[Items from a dataset]
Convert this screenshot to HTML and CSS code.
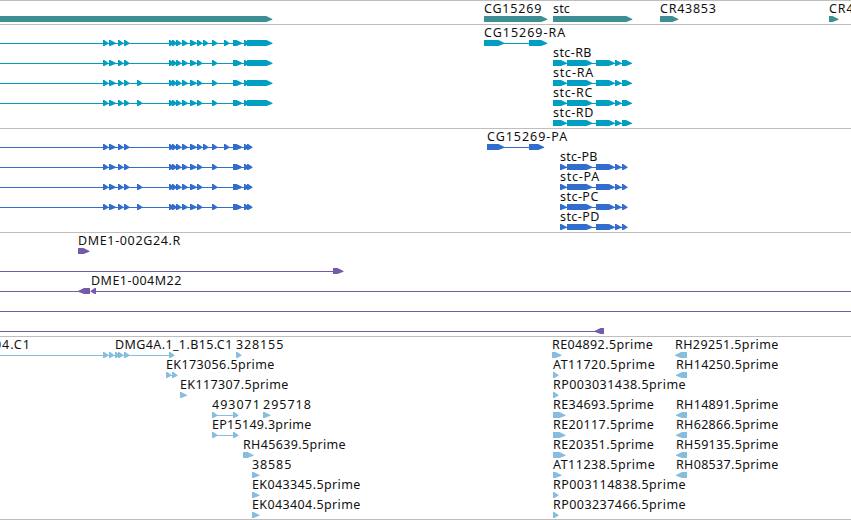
FILE: index.html
```html
<!DOCTYPE html>
<html lang="en">
<head>
<meta charset="utf-8">
<title>Genome tracks</title>
<link rel="stylesheet" href="styles.css">
</head>
<body>
<main class="viewer" id="viewer"></main>
<script src="tracks.js"></script>
</body>
</html>
```
FILE: styles.css
```css
body {
  margin: 0;
  background: #fff;
  overflow: hidden;
}
.viewer {
  display: flex;
  flex-direction: column;
  width: 851px;
  height: 520px;
  overflow: hidden;
}
.track {
  display: flex;
  flex-direction: column;
  padding-bottom: 3px;
  border-top: 1px solid #bebebe;
}
.track.est {
  padding-bottom: 2px;
  border-bottom: 1px solid #bebebe;
}
.row {
  display: block;
  flex: none;
  width: 851px;
  height: 20px;
  overflow: visible;
}
.row text {
  font: 12.5px "Noto Sans", "DejaVu Sans", sans-serif;
  fill: #111;
}
.gene { color: #3d8f94; }
.transcript { color: #009ec1; }
.protein { color: #306dcd; }
.clone { color: #735ba8; }
.est { color: #87bddf; }
.intron, .exon { fill: currentColor; }
```
FILE: tracks.js
```javascript
// Each row: lines [x1, x2], forward arrows [x1, x2], reverse arrows [x1, x2], labels [x, text, right edge]
const head = [[103, 108.5], [109, 116], [118, 123.5], [124, 129.5]];
const extra = [[137, 142.5]];
const mid = [[169, 174], [172, 177], [176, 181.5], [182, 188], [190, 197], [197, 202.5]];
const rnaEnd = [[233, 242.5], [244, 249], [247, 272.5]];
const cdsEnd = [[233, 242.5], [244, 249], [247, 252.5]];
const first = [[203, 208.5], [212, 217.5], [224, 229.5]];
const later = [[212, 217.5]];
const stcR = [[553, 567], [567, 592.5], [596, 615], [615, 621.5], [622, 632]];
const stcP = [[560, 567], [567, 592.5], [596, 615], [615, 621.5], [622, 627.5]];

function modelRows(gene, geneLabelEnd, stc, end, kind, geneX, stcX, geneEnd, ends) {
  const names = ['B', 'A', 'C', 'D'];
  const rows = [];
  for (let i = 0; i < 5; i++) {
    const row = { lines: [], fwd: [], labels: [] };
    if (i < 4) {
      row.lines.push([0, end[2][0]]);
      row.fwd.push(...head, ...(i > 1 ? extra : []), ...mid, ...(i ? later : first), ...end);
    }
    if (i === 0) {
      row.lines.push([geneX, 530]);
      row.fwd.push([geneX, 504.5], [529, geneEnd]);
      row.labels.push([geneX, gene, geneLabelEnd]);
    } else {
      row.lines.push([stcX, 623]);
      row.fwd.push(...stc);
      row.labels.push([stcX, 'stc-' + kind + names[i - 1], ends[i - 1]]);
    }
    rows.push(row);
  }
  return rows;
}

const tracks = [
  { kind: 'gene', rows: [{
    fwd: [[0, 272.3], [484, 547.3], [553, 632.3], [660, 678.3], [829, 838.5]],
    labels: [[484, 'CG15269', 541], [553, 'stc', 569.5], [660, 'CR43853', 715.5], [829, 'CR43854', 884.5]] }] },
  { kind: 'transcript', rows: modelRows('CG15269-RA', 565, stcR, rnaEnd, 'R', 484, 553, 547.2, [591.2, 593, 592, 593]) },
  { kind: 'protein', rows: modelRows('CG15269-PA', 567, stcP, cdsEnd, 'P', 487, 560, 544.2, [597.2, 599, 598, 599]) },
  { kind: 'clone', rows: [
    { fwd: [[78, 89.5]], labels: [[78, 'DME1-002G24.R', 180]] },
    { lines: [[0, 334]], fwd: [[333, 343.5]] },
    { lines: [[0, 80], [94, 851]], rev: [[78, 90], [90.5, 96]], labels: [[91, 'DME1-004M22', 181]] },
    { lines: [[0, 851]] },
    { lines: [[0, 596]], rev: [[594.5, 604]] }] },
  { kind: 'est', rows: [
    { lines: [[0, 170]], fwd: [[103, 108.5], [109, 114], [115, 120], [118, 123.5], [124, 129.5], [169, 174.5], [236, 241.5], [552, 561.5]],
      rev: [[675, 687]],
      labels: [[-6, '04.C1', 29.5], [115, 'DMG4A.1_1.B15.C1', 232], [236, '328155', 283], [552, 'RE04892.5prime', 652.5], [675, 'RH29251.5prime', 778]] },
    { lines: [[166, 173]], fwd: [[166, 171.5], [172, 177.5], [553, 558.5]], rev: [[676, 687]],
      labels: [[166, 'EK173056.5prime', 274], [553, 'AT11720.5prime', 654.5], [676, 'RH14250.5prime', 778]] },
    { fwd: [[180, 187], [553, 558.5]], labels: [[180, 'EK117307.5prime', 288], [553, 'RP003031438.5prime', 685.3]] },
    { lines: [[212, 234]], fwd: [[212, 217.5], [233, 238.5], [263, 270.5], [553, 565.5]], rev: [[676, 687]],
      labels: [[212, '493071', 259.5], [263, '295718', 310.5], [553, 'RE34693.5prime', 653.5], [676, 'RH14891.5prime', 778]] },
    { lines: [[212, 234]], fwd: [[212, 217.5], [233, 238.5], [553, 565.5]], rev: [[676, 687]],
      labels: [[212, 'EP15149.3prime', 311], [553, 'RE20117.5prime', 653.5], [676, 'RH62866.5prime', 778]] },
    { fwd: [[243, 253.5], [553, 565.5]], rev: [[676, 687]],
      labels: [[243, 'RH45639.5prime', 345.3], [553, 'RE20351.5prime', 653.5], [676, 'RH59135.5prime', 778]] },
    { fwd: [[252, 259.5], [553, 561.5]], rev: [[676, 687]],
      labels: [[252, '38585', 291], [553, 'AT11238.5prime', 654.5], [676, 'RH08537.5prime', 778]] },
    { fwd: [[252, 259.5], [553, 558.5]], labels: [[252, 'EK043345.5prime', 360], [553, 'RP003114838.5prime', 685.3]] },
    { fwd: [[252, 259.5], [553, 558.5]], labels: [[252, 'EK043404.5prime', 360], [553, 'RP003237466.5prime', 685.3]] }] }
];

function arrow(from, tip) {
  const dir = Math.sign(tip - from);
  const neck = tip - dir * Math.min(6, Math.abs(tip - from) - 1.2);
  return `<polygon class="exon" points="${from},15 ${neck},15 ${tip},18 ${tip},18.7 ${neck},21 ${from},21"/>`;
}

function drawRow({ lines = [], fwd = [], rev = [], labels = [] }) {
  return '<svg class="row" viewBox="0 0 851 20">' +
    lines.map(([a, b]) => `<rect class="intron" x="${a}" y="18" width="${b - a}" height="1"/>`).join('') +
    fwd.map(([a, b]) => arrow(a, b)).join('') +
    rev.map(([a, b]) => arrow(b, a)).join('') +
    labels.map(([x, t, end]) => `<text x="${x}" y="12.4" textLength="${end - x + 0.3}">${t}</text>`).join('') +
    '</svg>';
}

document.getElementById('viewer').innerHTML = tracks
  .map(t => `<section class="track ${t.kind}">${t.rows.map(drawRow).join('')}</section>`)
  .join('');
```
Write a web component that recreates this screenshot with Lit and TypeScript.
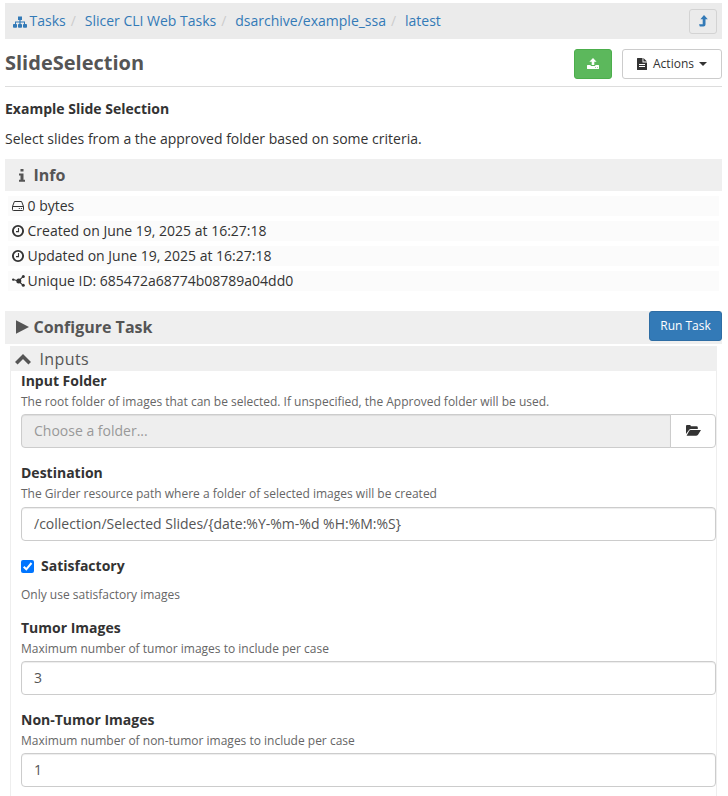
import { LitElement, html, css, svg, nothing, type TemplateResult } from "lit";
import { customElement, property } from "lit/decorators.js";

const shapes: Record<string, { w: number; h: number; body: TemplateResult }> = {
  sitemap: { w: 14, h: 12, body: svg`<path fill="currentColor" d="M5 0.5h4v3.4H7.6V5.5H12V8h1q1 0 1 .8V11q0 .8-.8.8h-2.4q-.8 0-.8-.8V8.8q0-.8.8-.8h.2V6.5H7.6V8h.6q.8 0 .8.8V11q0 .8-.8.8H5.8q-.8 0-.8-.8V8.8Q5 8 5.8 8h.6V6.5H3V8h.2q.8 0 .8.8V11q0 .8-.8.8H.8Q0 11.8 0 11V8.800q0-.8.8-.8H2V5.500h4.400V3.900H5z"/>` },
  levelup: { w: 8, h: 12, body: svg`<path fill="currentColor" d="M5 0 8.800 4.300H6.500V9.500Q6.500 11.500 4.500 11.500H.8L0 9.300H3.700V4.300H1.400z"/>` },
  upload: { w: 12, h: 11, body: svg`<path fill="currentColor" d="M6 0 9.600 3.800H7.300V7H4.700V3.800H2.400zM.6 7H3.700V8.100H8.300V7H11.400Q12 7 12 7.600V10.400Q12 11 11.400 11H.6Q0 11 0 10.400V7.600Q0 7 .6 7z"/><path stroke="#5cb85c" stroke-width=".7" d="M8.200 9.500h.8M10 9.500h.8"/>` },
  doc: { w: 10, h: 12, body: svg`<path fill="currentColor" d="M.6 0H5.500V4.500H10V11.400Q10 12 9.400 12H.6Q0 12 0 11.400V.6Q0 0 .6 0zM6.400 0 10 3.600H6.400z"/><path stroke="#fff" d="M2 6.500h6M2 8.500h6"/>` },
  info: { w: 6, h: 13, body: svg`<path fill="currentColor" d="M1.500 0h3v2.600h-3zM0 4.500h4.500v6.200H6v2H0v-2h1.500V6.400H0z"/>` },
  hdd: { w: 12, h: 10, body: svg`<path fill="none" stroke="currentColor" stroke-linejoin="round" d="M2.400.5h7.200L11.500 5.500v3.200q0 .8-.8.8H1.300q-.8 0-.8-.8V5.500zM.5 5.500h11"/><path stroke="currentColor" d="M6.800 7.500h1M8.900 7.500h1"/>` },
  clock: { w: 12, h: 12, body: svg`<circle cx="6" cy="6" r="5.100" fill="none" stroke="currentColor" stroke-width="1.900"/><path fill="none" stroke="currentColor" stroke-width="1.100" d="M6.500 3V6.600H4"/>` },
  network: { w: 13, h: 12, body: svg`<path fill="none" stroke="currentColor" stroke-width="1.100" d="M1 4.500 6.500 6 10.800 1.800M6.500 6l4.300 4.200"/><circle cx="6.800" cy="6" r="2.500" fill="currentColor"/><circle cx="1.200" cy="4.600" r="1.200" fill="currentColor"/><circle cx="11.300" cy="1.500" r="1.500" fill="currentColor"/><circle cx="11.300" cy="10.300" r="1.500" fill="currentColor"/>` },
  play: { w: 13, h: 14, body: svg`<path fill="currentColor" d="M0 0.300 13 7 0 13.700z"/>` },
  chevron: { w: 16, h: 11, body: svg`<path fill="none" stroke="currentColor" stroke-width="3.600" d="M1.300 9.300 8 2.600l6.700 6.700"/>` },
  folder: { w: 15, h: 11, body: svg`<path fill="currentColor" d="M0 9V1Q0 0 1 0H3.800Q4.800 0 4.800 1.300H10.500Q11.800 1.300 11.800 2.500V4H5Q3.600 4 2.600 5.400zM4.600 5H15L12 9.700Q11.200 10.800 10 10.800H.600L3 6.200Q3.600 5 4.600 5z"/>` },
  check: { w: 13, h: 13, body: svg`<rect width="13" height="13" rx="2" fill="#0075ff"/><path fill="none" stroke="#fff" stroke-width="2" d="M2.700 6.700 5.300 9.300 10.500 3"/>` },
};

const icon = (name: string) => {
  const s = shapes[name];
  return html`<svg class="icon" width=${s.w} height=${s.h} viewBox="0 0 ${s.w} ${s.h}" overflow="visible" aria-hidden="true">${s.body}</svg>`;
};

@customElement("task-field")
class TaskField extends LitElement {
  @property() label = "";
  @property() help = "";
  @property() value = "";
  @property() placeholder = "";
  @property({ type: Boolean }) browse = false;

  static styles = css`
    :host { display: block; height: 92.4px; }
    * { box-sizing: border-box; }
    .label { font-weight: 700; line-height: 20px; height: 20px; color: #333; }
    .help { font-size: 12px; line-height: 20px; height: 23.2px; padding-top: 1px; color: #666; }
    .group { display: flex; height: 34px; }
    input {
      flex: 1; min-width: 0; height: 34px; margin: 0; padding: 5.45px 12px 6.55px;
      font: inherit; color: #555; background: #fff;
      border: 1px solid #ccc; border-radius: 4px; outline: none;
      box-shadow: inset 0 1px 1px rgba(0, 0, 0, 0.075);
    }
    input::placeholder { color: #999; opacity: 1; }
    input.joined { background: #eee; border-radius: 4px 0 0 4px; }
    button {
      width: 46px; margin-left: -1px; padding: 0 0 1px; display: flex; align-items: center; justify-content: center;
      background: #fff; border: 1px solid #ccc; border-radius: 0 4px 4px 0; color: #333;
    }
    .icon { display: block; }
  `;

  render() {
    return html`
      <div class="label">${this.label}</div>
      <div class="help">${this.help}</div>
      <div class="group">
        <input class=${this.browse ? "joined" : ""} .value=${this.value} placeholder=${this.placeholder} ?readonly=${this.browse} />
        ${this.browse ? html`<button aria-label="Browse">${icon("folder")}</button>` : nothing}
      </div>
    `;
  }
}

@customElement("app-root")
class AppRoot extends LitElement {
  static styles = css`
    :host {
      display: block; height: 796px; overflow: hidden; padding: 3px 6px 0 5px; box-sizing: border-box;
      background: #fff; color: #333; font: 14px/20px "Open Sans", sans-serif;
    }
    * { box-sizing: border-box; }
    .icon { display: block; flex: none; }
    .crumbs { height: 36px; display: flex; align-items: center; padding: 0 5px 0 8px; background: #ebebeb; color: #337ab7; }
    .crumbs .icon { margin: 2px 2.5px 0 0; }
    .sep { color: #ccc; padding: 0 8.900px 0 5px; }
    .up {
      margin-left: auto; width: 28px; height: 25px; display: flex; align-items: center; justify-content: center;
      border: 1px solid #d3d3d3; border-radius: 3px; background: #ebebeb; color: #337ab7; padding: 0;
    }
    .crumbs .up .icon { margin: 0 0 1px; }
    .title { height: 48px; display: flex; align-items: center; border-bottom: 1px solid #ddd; padding-top: 2px; }
    h1 { margin: 0; flex: 1; font-size: 20px; line-height: 28px; font-weight: 700; color: #555; padding-bottom: 1px; }
    .btn {
      height: 30px; display: flex; align-items: center; justify-content: center; padding: 0;
      font: 12px/18px "Open Sans", sans-serif; border: 1px solid #ccc; border-radius: 3px; background: #fff; color: #333;
    }
    .green { width: 38px; background: #5cb85c; border-color: #4cae4c; color: #fff; margin-right: 10px; }
    .actions { width: 100px; padding-top: 1px; }
    .actions .icon { margin-right: 6px; }
    .caret { margin-left: 5px; border: 4px solid transparent; border-top-color: #333; border-bottom: 0; }
    .subtitle { margin-top: 12px; font-weight: 700; }
    .desc { margin-top: 10px; letter-spacing: 0.01px; }
    .bar { display: flex; align-items: center; background: #efefef; color: #555; font-size: 16px; font-weight: 700; }
    .info { height: 32px; margin-top: 10px; padding-left: 14px; }
    .info .icon { margin-right: 8.500px; }
    .facts { padding: 5px 3px 0; height: 120px; }
    .fact { height: 20px; margin-bottom: 5px; padding-left: 4px; display: flex; align-items: center; background: #fbfbfb; white-space: nowrap; }
    .glyph { width: 13px; margin-right: 2.500px; display: flex; }
    .config { height: 33px; padding-left: 11px; align-items: flex-start; line-height: 32px; }
    .config .icon { margin: 9px 4.500px 0 0; }
    .run { margin-left: auto; width: 73px; background: #337ab7; border-color: #2e6da4; color: #fff; }
    .panel { margin: 2px 5px 0; }
    .head { height: 25px; padding-left: 5px; display: flex; align-items: center; background: #efefef; color: #555; font-size: 16px; letter-spacing: 0.4px; }
    .head .icon { margin: 2px 8.500px 0 0; }
    .body { border: solid #eee; border-width: 0 1px; padding: 0 0 0 10px; height: 440px; }
    .checkbox { height: 62px; }
    .option { height: 20.2px; display: flex; align-items: center; font-weight: 700; }
    .option .icon { margin: 2px 7px 0 0; }
    .note { font-size: 12px; color: #666; margin-top: 9px; }
  `;

  private crumbs = ["Tasks", "Slicer CLI Web Tasks", "dsarchive/example_ssa", "latest"];
  private facts = [
    ["hdd", "0 bytes"],
    ["clock", "Created on June 19, 2025 at 16:27:18"],
    ["clock", "Updated on June 19, 2025 at 16:27:18"],
    ["network", "Unique ID: 685472a68774b08789a04dd0"],
  ];

  render() {
    return html`
      <nav class="crumbs">
        ${icon("sitemap")}
        ${this.crumbs.map((c, i) => html`${i ? html`<span class="sep">/</span>` : nothing}<span>${c}</span>`)}
        <button class="up" aria-label="Up one level">${icon("levelup")}</button>
      </nav>
      <header class="title">
        <h1>SlideSelection</h1>
        <button class="btn green" aria-label="Upload">${icon("upload")}</button>
        <button class="btn actions">${icon("doc")}Actions<span class="caret"></span></button>
      </header>
      <div class="subtitle">Example Slide Selection</div>
      <div class="desc">Select slides from a the approved folder based on some criteria.</div>
      <div class="bar info">${icon("info")}Info</div>
      <div class="facts">
        ${this.facts.map(([i, t]) => html`<div class="fact"><span class="glyph">${icon(i)}</span>${t}</div>`)}
      </div>
      <div class="bar config">${icon("play")}Configure Task<button class="btn run">Run Task</button></div>
      <section class="panel">
        <div class="head">${icon("chevron")}Inputs</div>
        <div class="body">
          <task-field label="Input Folder" help="The root folder of images that can be selected. If unspecified, the Approved folder will be used." placeholder="Choose a folder..." browse></task-field>
          <task-field label="Destination" help="The Girder resource path where a folder of selected images will be created" value="/collection/Selected Slides/{date:%Y-%m-%d %H:%M:%S}"></task-field>
          <div class="checkbox">
            <div class="option">${icon("check")}Satisfactory</div>
            <div class="note">Only use satisfactory images</div>
          </div>
          <task-field label="Tumor Images" help="Maximum number of tumor images to include per case" value="3"></task-field>
          <task-field label="Non-Tumor Images" help="Maximum number of non-tumor images to include per case" value="1"></task-field>
        </div>
      </section>
    `;
  }
}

### WHAT IS BEING ASKED
Gather from the records above every line containing the string "this".

### CORRECT RESPONSE
Convert this screenshot to HTML and CSS code.
Write a web component that recreates this screenshot with Lit and TypeScript.
      <div class="label">${this.label}</div>
      <div class="help">${this.help}</div>
        <input class=${this.browse ? "joined" : ""} .value=${this.value} placeholder=${this.placeholder} ?readonly=${this.browse} />
        ${this.browse ? html`<button aria-label="Browse">${icon("folder")}</button>` : nothing}
        ${this.crumbs.map((c, i) => html`${i ? html`<span class="sep">/</span>` : nothing}<span>${c}</span>`)}
        ${this.facts.map(([i, t]) => html`<div class="fact"><span class="glyph">${icon(i)}</span>${t}</div>`)}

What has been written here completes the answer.